Please consider Greece Scrapes Bottom of Barrel in Hunt for Cash to Stay Afloat.
Greece will need to tap all the remaining cash reserves across its public sector -- a total of 2 billion euros ($2.16 billion) -- to pay civil service wages and pensions at the end of the month, according to finance ministry officials.Shell Games and Check Kiting
Greece's finance ministry denied that it would need to tap remaining cash reserves to meet salary payments, without providing any figures.
"News agencies' reports that refer to the state's cash reserves are groundless, we categorically deny them," the ministry said in a short statement on Friday.
"This is the last bit of cash that the Greek state has," a senior finance ministry official, who requested anonymity, told Reuters.
For months, the government has been borrowing from different parts of the state administration, including the Athens subway system, to pay the wages and pensions of public sector workers. Now, however, it is reaching the end of the line.
Finance ministry officials say the state's cash balance will be negative from April 20 if the government does not extract the 2 billion euros in cash deposits remaining in various public bodies, including a handful of pension funds and regional administrations.
Without that money, the state would be 1.6 billion euros short of what it needs to pay month-end salaries and wages.
Regular tax revenues, which start flowing in early in the month, should help the state's financial position of course. Tax revenues had begun to slip early in the year, when Tsipras' government was elected, but have stabilized since to around 4 billion euros a month.
Still, the financial pressure will not subside because Athens faces a new round of payments to the IMF next month. It needs to give the IMF 950 million euros by May 12 -- then domestic commitments kick in once again.
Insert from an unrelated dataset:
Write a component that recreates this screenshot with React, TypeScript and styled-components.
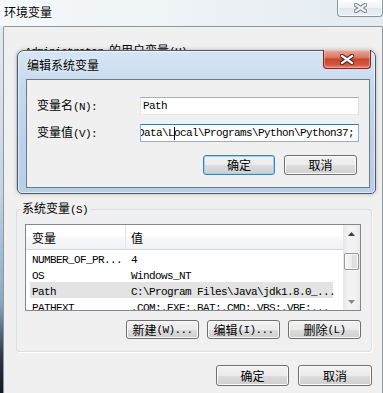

One can only keep these rob Peter to Pay Paul shell games going so long. Eventually they always blow up. Of course, if Greece convinces creditors to lend it more money, or if the Troika decides to unleash more funds, perhaps Greece can make it until June.
None of those seem likely to say the least. And even if Greece pulls off one more shell game miracle, this will all blow up in June anyway unless tax revenue soars between now and then.
The game in play at the moment is for the Greek government to lay the blame for Grexit on the Troika. That is still possible if the ECB cuts off funding or imposes capital controls.